Muslim leader from Milwaukee takes 'True Islam' campaign to D.C. to fight extremism

MILWAUKEE -- A local Muslim leader is back from Capitol Hill. He says his message to our elected officials in Wisconsin was simple: We're here to help.

The Ahmadiyya Muslim Community has chapters all over the world, including in Milwaukee.

Shortly after the San Bernardino mass shooting in December 2015, the community launched its "True Islam" campaign. Organizers say they want to combat radicals and educate non-Muslims about their beliefs.

The latest step in the campaign involved a trip to Washington, D.C.

Bit Ul Qadir

On Sunday, February 28th, prayers were followed by a meal at the Bit Ul Qadir mosque near 56th and Fond du Lac. Rizwan Ahmad says his community's place of worship is far from extreme -- and he took that message to Washington.

"The idea of us taking our campaign to these leaders is so they can go out and say 'hey, there are Muslims out there who are trying to fight extremism' and they can use us as a tool to fight extremism," Ahmad said.

Rizwan Ahmad

The Ahmadiyya Muslim Community has about 25,000 members across the United States. About 500 of them live in Wisconsin.

Seventy-five representatives made the trip to Washington. Ahmad was one of them, and said he returned home feeling encouraged.

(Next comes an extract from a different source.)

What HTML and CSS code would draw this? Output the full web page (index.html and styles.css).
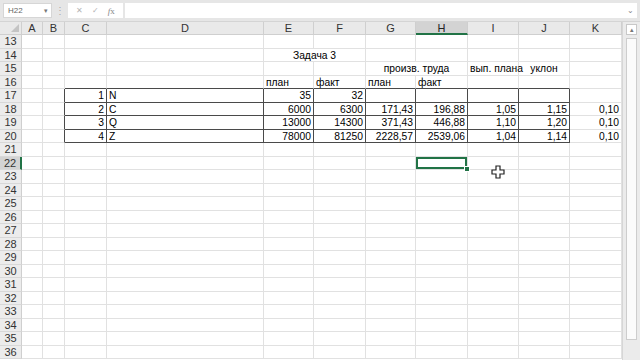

"All of them, regardless of what party they were from, kind of draw out, saying there`s certain rhetoric right now in the campaign that we need to all distance ourselves with," Ahmad said.

Rizwan Ahmad and Congresswoman Gwen Moore

Ahmad sat down briefly with Congresswoman Gwen Moore. He also met aides to Wisconsin Senators Ron Johnson and Tammy Baldwin, as well as House Speaker Paul Ryan.

Officials with Johnson's office confirmed Ahmad met with a policy aide on Friday, February 26th.

Ahmad said he wanted these officials to know his community is willing to be the first line of defense against domestic extremism.

Washington, D.C.

"You have to be mindful and be watchful. If you see a change in behavior of somebody, because most of these people that have been radicalized in the United States did not grow up radicals -- they caught some propaganda online and it started to change their mind," Ahmad said.

Ahmad says the community plans to build trust with skeptics by initiating these meetings and by keeping their doors open.

Ahmad says between the 75 representatives who went to Washington, they were able to meet with representatives from the offices of 109 congressmen, congresswomen and senators. He says his next step is to take that same message to meetings with local officials.